Speaker
Description
A search for a massive resonance $X$ decaying to a pair of spin-0 bosons $\phi$ that themselves decay to pairs of photons ($\gamma$), is presented. The search is based on CERN LHC proton-proton collision data at $\sqrt{s} = 13$ TeV, collected with the CMS detector, corresponding to an integrated luminosity of 138 $\textrm{fb}^{-1}$. The analysis considers masses $m_X$ between 0.3 and 3 TeV, and is restricted to values of $m_\phi$ for which the ratio $m_\phi/m_X$ is between 0.5 and 2.5\%. In these ranges, the two photons from each $\phi$ boson are expected to spatially overlap significantly in the detector. Two neural networks are created, based on computer vision techniques, to first classify events containing such merged diphotons and then to reconstruct the mass of the diphoton object. The mass spectra are analyzed for the presence of new resonances, and are found to be consistent with standard model expectations.

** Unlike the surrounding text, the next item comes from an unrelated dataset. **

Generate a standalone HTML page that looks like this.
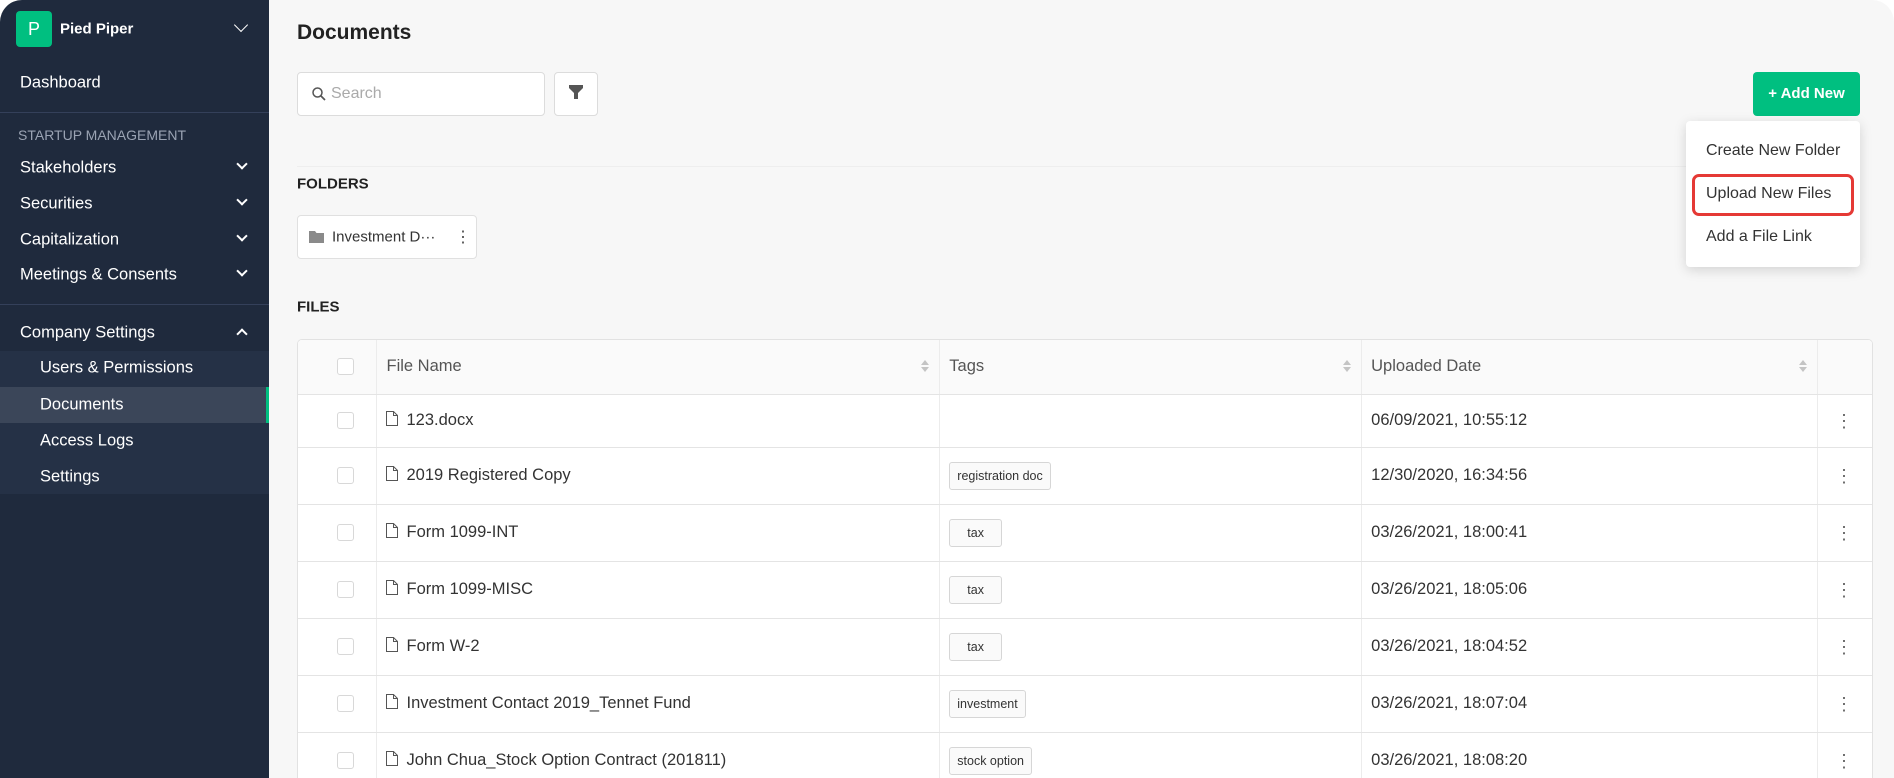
<!DOCTYPE html>
<html><head><meta charset="utf-8"><style>
*{box-sizing:border-box;margin:0;padding:0}
body{width:1894px;height:778px;overflow:hidden;background:#fff;font-family:"Liberation Sans","Noto Sans CJK KR",sans-serif;position:relative}
.app{position:absolute;left:0;top:0;width:1894px;height:778px;background:#f7f7f7;border-radius:22px 22px 0 0;overflow:hidden}
.side{position:absolute;left:0;top:0;width:269px;height:778px;background:#1f2a3d;color:#fff}
.abs{position:absolute}
.logo{left:16px;top:11px;width:36px;height:36px;background:#00bf80;border-radius:4px;color:#fff;font-size:18px;line-height:36px;text-align:center}
.nav{position:absolute;left:20px;font-size:16.5px;color:#fff;transform:translateY(-50%)}
.chev{position:absolute;left:238px;width:9px;height:9px;border-right:2px solid #fff;border-bottom:2px solid #fff;transform:rotate(45deg)}
.div{position:absolute;left:0;width:269px;height:1px;background:#34405a}
.main{position:absolute;left:269px;top:0;right:0;bottom:0}
.t{position:absolute;transform:translateY(-50%);white-space:nowrap}
.box{position:absolute;background:#fff;border:1px solid #dcdcdc;border-radius:4px}
table{position:absolute;left:297px;top:339px;width:1576px;border-collapse:collapse;background:#fff;font-size:16.5px;color:#333}
.tw{position:absolute;left:297px;top:339px;width:1576px;height:460px;border:1px solid #e2e2e2;border-radius:5px;background:#fff;overflow:hidden}
td,th{border-bottom:1px solid #e4e4e4;border-right:1px solid #ececec;text-align:left;font-weight:normal;padding:0 0 0 9px;position:relative}
th{background:#fafafa;color:#555;height:54px}
.cb{width:17px;height:17px;border:1px solid #d8d8d8;border-radius:3px;margin-left:30px;background:#fff}
.tag{display:inline-block;border:1px solid #d6d6d6;border-radius:3px;background:#fafafa;font-size:12.5px;padding:0 7px;height:28px;line-height:26px;color:#333}
.fi{display:inline-block;vertical-align:-1px;margin-right:8px}
.sort{position:absolute;right:10px;top:20px;width:8px}
.sort:before{content:"";position:absolute;left:0;top:0;border:4px solid transparent;border-bottom:5px solid #c4c4c4;border-top:0}
.sort:after{content:"";position:absolute;left:0;top:7px;border:4px solid transparent;border-top:5px solid #c4c4c4;border-bottom:0}
.kb{color:#666;font-size:18px;line-height:1;padding-left:17px}
</style></head><body><div class="app">
<div class="side">
<div class="abs logo">P</div>
<div class="t" style="left:60px;top:29px;font-size:15px;font-weight:bold;color:#fff">Pied Piper</div>
<div class="abs" style="left:236px;top:20px;width:10px;height:10px;border-right:1.5px solid #fff;border-bottom:1.5px solid #fff;transform:rotate(45deg)"></div>
<div class="nav" style="top:83px">Dashboard</div>
<div class="div" style="top:112px"></div>
<div class="nav" style="top:135px;font-size:14px;color:#9aa3b3;left:18px">STARTUP MANAGEMENT</div>
<div class="nav" style="top:168px">Stakeholders</div><div class="chev" style="top:160px;width:8px;height:8px"></div>
<div class="nav" style="top:204px">Securities</div><div class="chev" style="top:196px;width:8px;height:8px"></div>
<div class="nav" style="top:240px">Capitalization</div><div class="chev" style="top:232px;width:8px;height:8px"></div>
<div class="nav" style="top:275px">Meetings &amp; Consents</div><div class="chev" style="top:267px;width:8px;height:8px"></div>
<div class="div" style="top:304px"></div>
<div class="nav" style="top:333px">Company Settings</div><div class="chev" style="top:330px;width:8px;height:8px;transform:rotate(225deg)"></div>
<div class="abs" style="left:0;top:351px;width:269px;height:143px;background:#253146"></div>
<div class="abs" style="left:0;top:387px;width:269px;height:36px;background:#3b4659;border-right:3px solid #00bf80"></div>
<div class="nav" style="top:368px;left:40px">Users &amp; Permissions</div>
<div class="nav" style="top:405px;left:40px">Documents</div>
<div class="nav" style="top:441px;left:40px">Access Logs</div>
<div class="nav" style="top:477px;left:40px">Settings</div>
</div>
<div class="t" style="left:297px;top:33px;font-size:21px;font-weight:bold;color:#222">Documents</div>
<div class="box" style="left:297px;top:72px;width:248px;height:44px"></div>
<svg class="abs" style="left:311px;top:86px" width="16" height="16" viewBox="0 0 16 16"><circle cx="6.5" cy="6.5" r="4.5" fill="none" stroke="#555" stroke-width="1.5"/><path d="M10 10l4 4" stroke="#555" stroke-width="1.7"/></svg>
<div class="t" style="left:331px;top:94px;font-size:16px;color:#aaa">Search</div>
<div class="box" style="left:554px;top:72px;width:44px;height:44px"></div>
<svg class="abs" style="left:569px;top:85px" width="14" height="14" viewBox="0 0 14 14"><path d="M0 0h14v3L9 8v6H5V8L0 3z" fill="#555"/></svg>
<div class="abs" style="left:297px;top:166px;width:1390px;height:1px;background:#eee"></div>
<div class="abs" style="left:1753px;top:72px;width:107px;height:44px;background:#00bf80;border-radius:4px;color:#fff;font-weight:bold;font-size:15px;line-height:44px;text-align:center">+ Add New</div>
<div class="abs" style="left:1686px;top:121px;width:174px;height:146px;background:#fff;border-radius:4px;box-shadow:0 3px 12px rgba(0,0,0,.15)"></div>
<div class="t" style="left:1706px;top:151px;font-size:16px;color:#333">Create New Folder</div>
<div class="abs" style="left:1692px;top:174px;width:162px;height:42px;border:3px solid #e53935;border-radius:7px"></div>
<div class="t" style="left:1706px;top:194px;font-size:16px;color:#333">Upload New Files</div>
<div class="t" style="left:1706px;top:237px;font-size:16px;color:#333">Add a File Link</div>
<div class="t" style="left:297px;top:184px;font-size:15px;font-weight:bold;color:#222">FOLDERS</div>
<div class="box" style="left:297px;top:215px;width:180px;height:44px;border-color:#e0e0e0"></div>
<svg class="abs" style="left:309px;top:230px" width="15" height="13" viewBox="0 0 15 13"><path d="M0 1h6l1.5 2H15v10H0z" fill="#8a8a8a"/></svg>
<div class="t" style="left:332px;top:237px;font-size:15px;color:#333">Investment D···</div>
<div class="t" style="left:455px;top:237px;font-size:16px;color:#444">⋮</div>
<div class="t" style="left:297px;top:307px;font-size:15px;font-weight:bold;color:#222">FILES</div>
<div class="tw"><table style="left:0;top:0;width:1576px">
<colgroup><col style="width:79px"><col style="width:563px"><col style="width:422px"><col style="width:456px"><col style="width:56px"></colgroup>
<tr><th><div class="cb"></div></th><th>File Name<span class="sort"></span></th><th>Tags<span class="sort"></span></th><th>Uploaded Date<span class="sort"></span></th><th></th></tr>
<tr style="height:53px"><td><div class="cb"></div></td><td><svg class="fi" width="12" height="15" viewBox="0 0 12 15"><path d="M.5.5h7l4 4v10H.5z M7.5.5v4h4" fill="none" stroke="#555"/></svg>123.docx</td><td></td><td>06/09/2021, 10:55:12</td><td class="kb">⋮</td></tr>
<tr style="height:57px"><td><div class="cb"></div></td><td><svg class="fi" width="12" height="15" viewBox="0 0 12 15"><path d="M.5.5h7l4 4v10H.5z M7.5.5v4h4" fill="none" stroke="#555"/></svg>2019 Registered Copy</td><td><span class="tag">registration doc</span></td><td>12/30/2020, 16:34:56</td><td class="kb">⋮</td></tr>
<tr style="height:57px"><td><div class="cb"></div></td><td><svg class="fi" width="12" height="15" viewBox="0 0 12 15"><path d="M.5.5h7l4 4v10H.5z M7.5.5v4h4" fill="none" stroke="#555"/></svg>Form 1099-INT</td><td><span class="tag" style="padding:0 17px">tax</span></td><td>03/26/2021, 18:00:41</td><td class="kb">⋮</td></tr>
<tr style="height:57px"><td><div class="cb"></div></td><td><svg class="fi" width="12" height="15" viewBox="0 0 12 15"><path d="M.5.5h7l4 4v10H.5z M7.5.5v4h4" fill="none" stroke="#555"/></svg>Form 1099-MISC</td><td><span class="tag" style="padding:0 17px">tax</span></td><td>03/26/2021, 18:05:06</td><td class="kb">⋮</td></tr>
<tr style="height:57px"><td><div class="cb"></div></td><td><svg class="fi" width="12" height="15" viewBox="0 0 12 15"><path d="M.5.5h7l4 4v10H.5z M7.5.5v4h4" fill="none" stroke="#555"/></svg>Form W-2</td><td><span class="tag" style="padding:0 17px">tax</span></td><td>03/26/2021, 18:04:52</td><td class="kb">⋮</td></tr>
<tr style="height:57px"><td><div class="cb"></div></td><td><svg class="fi" width="12" height="15" viewBox="0 0 12 15"><path d="M.5.5h7l4 4v10H.5z M7.5.5v4h4" fill="none" stroke="#555"/></svg>Investment Contact 2019_Tennet Fund</td><td><span class="tag">investment</span></td><td>03/26/2021, 18:07:04</td><td class="kb">⋮</td></tr>
<tr style="height:57px"><td><div class="cb"></div></td><td><svg class="fi" width="12" height="15" viewBox="0 0 12 15"><path d="M.5.5h7l4 4v10H.5z M7.5.5v4h4" fill="none" stroke="#555"/></svg>John Chua_Stock Option Contract (201811)</td><td><span class="tag">stock option</span></td><td>03/26/2021, 18:08:20</td><td class="kb">⋮</td></tr>
</table></div>
</div></body></html>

Model-specific limits are set at 95\% confidence level on the production cross section for $X \to \phi\phi \to (\gamma\gamma)(\gamma\gamma)$ as a function of the resonances’ masses, where both the $X \to \phi\phi$ and $\phi \to \gamma\gamma$ branching fractions are assumed to be 100\%. Observed (expected) limits range from 0.03 - 1.06 fb (0.03 - 0.79 fb) for the masses considered, representing the most sensitive search of its kind at the LHC.